Bank profitability has already returned to the pre-pandemic level, with the growth of the interest margin, the reduction of expenses with provisions (reserve on credit risks) and efficiency gains. The assessment is by the Central Bank (BC), in its Financial Stability Report for the second half of 2021, released today (9).
“The system’s profitability continues to recover from the effects of the pandemic and should remain resilient in the short term. After a significant drop in the first half of 2020, the system’s profitability returned to levels close to those observed before the pandemic”, says the document.
According to the BC, expenses with provisions have stabilized and the current level of coverage of provisions “can help to absorb any increases in problem assets”. The credit margin is pressured by the increase in funding costs, but should benefit from a more profitable mix and new credit contracts at higher rates. Also according to the report, service revenues should grow at a slower pace and costs, although controlled, should continue to be pressured by inflation.
The system’s net income was BRL 132 billion in 2021, 49% higher than in 2020 and 10% higher than in 2019. The return on equity was 15%, returning to pre-pandemic levels.
According to the BC, however, the expectation is for a more moderate evolution of profitability in the coming periods. “The scenario for 2022 is of weaker economic activity, lower credit growth, normalization of defaults and higher funding and operating costs. These elements represent obstacles to the evolution of profitability ahead”, says the BC report.
Bank credit to micro, small and medium-sized companies continues to grow above the pre-pandemic level. Although there were new concessions under the National Support Program for Micro and Small Businesses (Pronampe) and the Credit Stimulus Program (PEC), the highlight was the increase in the portfolio not linked to programs.
The solid capital base and stress test results continued to demonstrate the resilience of the banking system in the second half of last year, with adequate provisions for the level of expected losses with credit and comfortable capitalization and liquidity.
In the stress test, the BC simulates how much a situation of severe default and bank runs impact the compliance with minimum regulatory limits by financial institutions and how much the monetary authority would need to contribute to the financial system. Among these limits is the maintenance of a cash reserve to ensure that banks pay all customers who withdraw cash in times of crisis. Credit, interest, foreign exchange and property devaluation risks are also tested.

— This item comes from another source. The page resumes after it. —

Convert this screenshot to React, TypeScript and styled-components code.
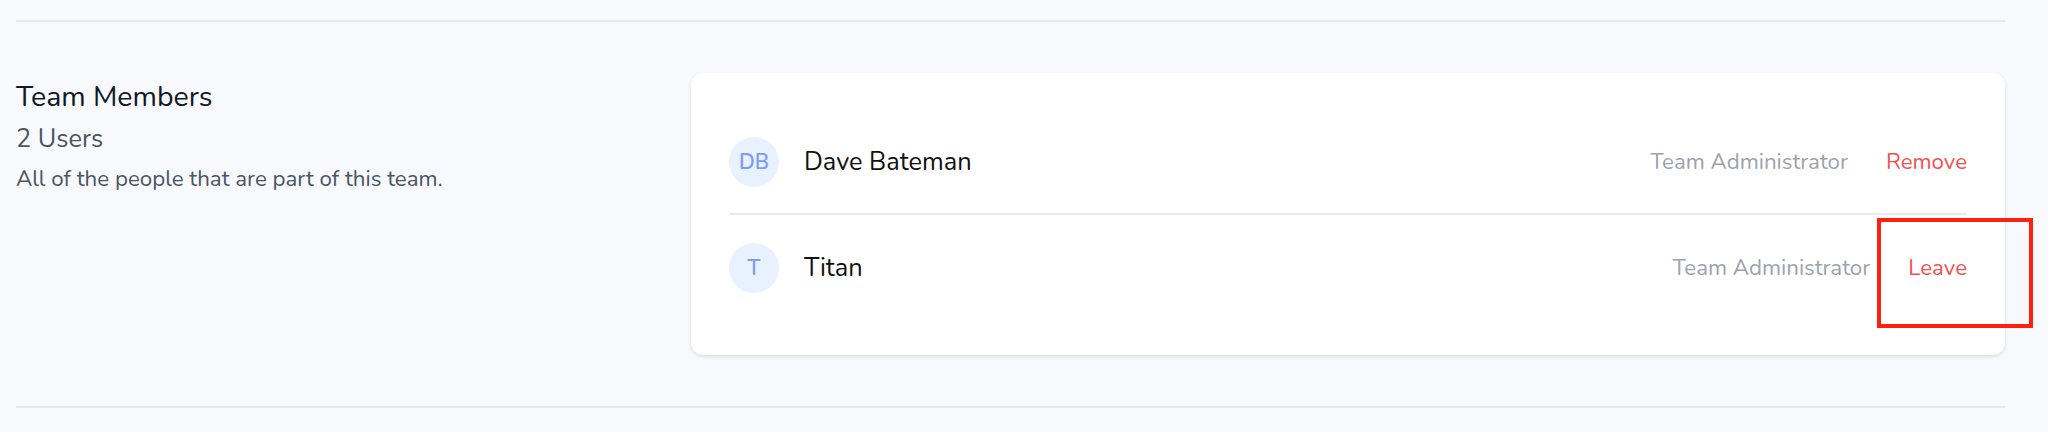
import React from "react";
import styled, { createGlobalStyle } from "styled-components";

const GlobalStyle = createGlobalStyle`
  html, body {
    margin: 0;
    padding: 0;
    background: #f7f9fd;
  }
  body {
    font-family: "Nunito", "Lato", "Open Sans", sans-serif;
    -webkit-font-smoothing: antialiased;
  }
`;

const Page = styled.div`
  position: relative;
  width: 1989px;
  padding: 0 43px 0 16px;
  height: 432px;
  overflow: hidden;
`;

const SectionBorder = styled.div<{ $top: number; $bottom: number }>`
  padding-top: ${(p) => p.$top}px;
  padding-bottom: ${(p) => p.$bottom}px;
  &::after {
    content: "";
    display: block;
    border-top: 2px solid #e6e8ee;
  }
`;

const Section = styled.section`
  display: grid;
  grid-template-columns: repeat(3, minmax(0, 1fr));
  column-gap: 36px;
  align-items: start;
`;

const Intro = styled.div`
  display: flex;
  flex-direction: column;
  padding-top: 3px;
`;

const Title = styled.h3`
  margin: 0;
  font-size: 28.5px;
  line-height: 42px;
  font-weight: 400;
  color: #111827;
`;

const Count = styled.p`
  margin: 3px 0 0;
  font-size: 25.4px;
  line-height: 36px;
  color: #4b5563;
`;

const Description = styled.p`
  margin: 7px 0 0;
  font-size: 22.3px;
  line-height: 30px;
  color: #4b5563;
`;

const Card = styled.div`
  grid-column: span 2;
  background: #ffffff;
  border-radius: 12px;
  padding: 36px 38px;
  box-shadow: 0 2px 4px rgba(0, 0, 0, 0.08), 0 1px 3px rgba(0, 0, 0, 0.06);
`;

const MemberList = styled.div`
  display: flex;
  flex-direction: column;
`;

const MemberRow = styled.div`
  display: flex;
  align-items: center;
  justify-content: space-between;
  padding: 28px 0 26px;
  & + & {
    border-top: 2px solid #e8eaf0;
  }
`;

const Identity = styled.div`
  display: flex;
  align-items: center;
`;

const Avatar = styled.div`
  width: 50px;
  height: 50px;
  border-radius: 50%;
  background: #e8f1fe;
  color: #7f9cf5;
  display: flex;
  align-items: center;
  justify-content: center;
  font-size: 21px;
  font-weight: 600;
  flex-shrink: 0;
`;

const Name = styled.div`
  margin-left: 25px;
  font-size: 25.4px;
  line-height: 36px;
  color: #111111;
`;

const Actions = styled.div`
  display: flex;
  align-items: center;
`;

const Role = styled.div`
  font-size: 22.3px;
  line-height: 30px;
  color: #9ca3af;
`;

const DangerButton = styled.button`
  margin-left: 38px;
  padding: 0;
  border: none;
  background: none;
  cursor: pointer;
  font-family: inherit;
  font-size: 22.3px;
  line-height: 30px;
  color: #f05252;
`;

const Highlight = styled.div`
  position: absolute;
  left: 1877px;
  top: 218px;
  width: 156px;
  height: 110px;
  box-sizing: border-box;
  border: 4px solid #ff200f;
  pointer-events: none;
`;

const members = [
  { initials: "DB", name: "Dave Bateman", role: "Team Administrator", action: "Remove" },
  { initials: "T", name: "Titan", role: "Team Administrator", action: "Leave" },
];

export default function App() {
  return (
    <>
      <GlobalStyle />
      <Page>
        <SectionBorder $top={20} $bottom={51} />
        <Section>
          <Intro>
            <Title>Team Members</Title>
            <Count>2 Users</Count>
            <Description>All of the people that are part of this team.</Description>
          </Intro>
          <Card>
            <MemberList>
              {members.map((m) => (
                <MemberRow key={m.name}>
                  <Identity>
                    <Avatar>{m.initials}</Avatar>
                    <Name>{m.name}</Name>
                  </Identity>
                  <Actions>
                    <Role>{m.role}</Role>
                    <DangerButton>{m.action}</DangerButton>
                  </Actions>
                </MemberRow>
              ))}
            </MemberList>
          </Card>
        </Section>
        <SectionBorder $top={51} $bottom={20} />
        <Highlight />
      </Page>
    </>
  );
}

The BC considered two scenarios, the first of a fall in economic activity and household consumption, increase in unemployment, fall in inflation and interest rates; and the second scenario of increased uncertainty in the economy, with fiscal deterioration, high exchange rates, higher interest rates and pressure from inflation.
“The BC assesses that there was no relevant risk to financial stability. Capital stress tests demonstrated that the banking system was prepared to face all simulated macroeconomic shocks,” the report says. “The results obtained in the sensitivity analyzes also indicate good resistance to risk factors, simulated in isolation”, he adds.
The liquidity stress test also indicates a comfortable amount of liquid assets in the event of cash outflows in adverse conditions or shock to market parameters in the short term.
According to the BC, the high fiscal risk and the ongoing process of monetary tightening, of raising interest rates, continue to impact current financial conditions and, consequently, current and future economic activity. “Market confidence in financial stability remains high, although it has receded slightly. Financial institutions expressed concern about fiscal risk and domestic inflation, less confidence in the recovery of economic activity and a drop in willingness to take risks”, says the BC.
According to the report, for financial institutions “the increase in inflation affects consumption and investment decisions, causes a drop in household income and purchasing power and leads to monetary tightening, affecting economic activity, indebtedness and default. ”.
Globally, the financial system of the main economies remains resilient. “Regarding the risk associated with the increase in international geopolitical tensions after the beginning of the war between Russia and Ukraine, the reduced flow of trade between Brazil and the countries directly involved in the conflict suggests a limited impact through this channel”, he explains.